By factoring out part of the code on line 3 in the example above, we can improve readability:

  def sumByGroupSolution2 = {
	val stuffsGroupedByLabel = items.groupBy(_.label)
    def sumOfStuffsWithTheSameLabel(stuffs: List[Stuff]): Int = stuffs map { _.number } sum
    val result = stuffsGroupedByLabel map { t => Stuff(t._1, sumOfStuffsWithTheSameLabel(t._2)) }
    assertEquals(expectedResult, result)

I think this is better because now the result of part of the computation is named. Naming a thing makes it easier to see the algorithm.

The next solution uses more intermediate results. The results of each map or sum operation are stored in a variable that gets a meaningful name. This clarifies the meaning of intermediate results but the amount of code grows.

  def sumByGroupSolution5 = {
    val calcSumOfStuff = (stuffs: Seq[Stuff]) => stuffs map { _.number } sum
    val groupedByLabel = items.groupBy { _.label }
    val resultGroupedByLabel = groupedByLabel mapValues { calcSumOfStuff }
    val result = resultGroupedByLabel map { t => Stuff(t._1, t._2) }
    assertEquals(expectedResult, result)

The code shows another Map function named mapValues.

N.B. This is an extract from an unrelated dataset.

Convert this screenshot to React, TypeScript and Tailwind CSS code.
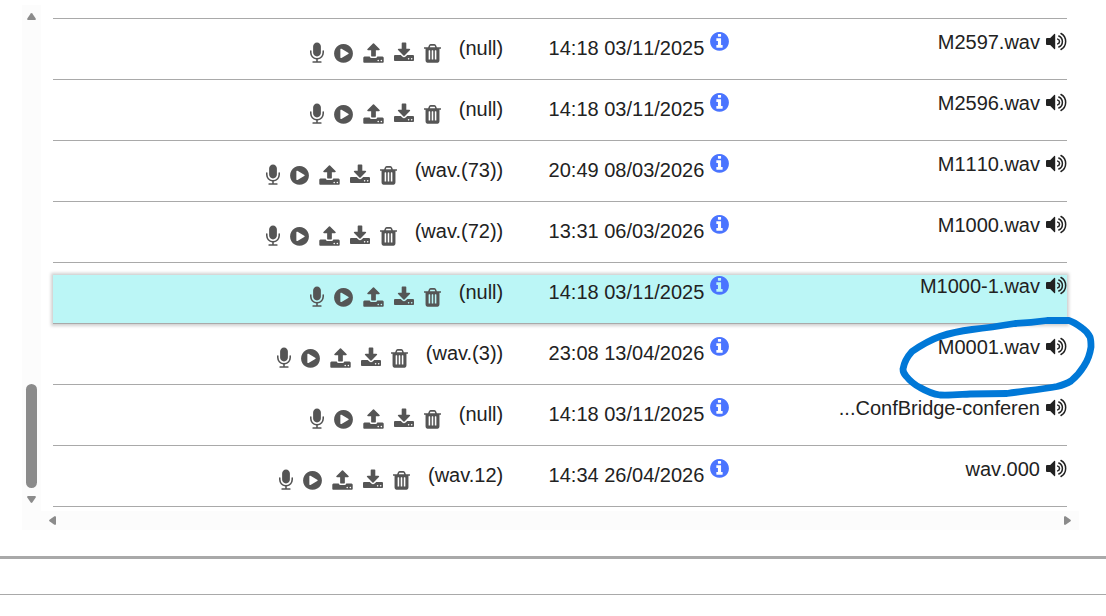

 val resultGroupedByLabel = groupedByLabel mapValues { calcSumOfStuff }

mapValues works on the values of a map only, ignoring the keys. In my case the keys don’t really matter (they’re an artifact of the groupBy call) so I can get away with mapValues rather than map.

Naming things was also the inspiration for the next solution. Now I’m not extracting intermediate results but in this case I’ve named the variables being manipulated:

  def sumByGroupSolution4 = {
    val groupedByLabel = items.groupBy(_.label)
    val result = groupedByLabel map { case (label, stuffs) => Stuff(label, stuffs map { _.number } sum) }
    assertEquals(expectedResult, result)

The case statement as argument to the map makes it possible to introduce two variables to identify the things we’re manipulating. Label and stuffs mean more to me than _1 and _2.

Looking back on my struggle I like this solution best. I think it is both concise and easy to read.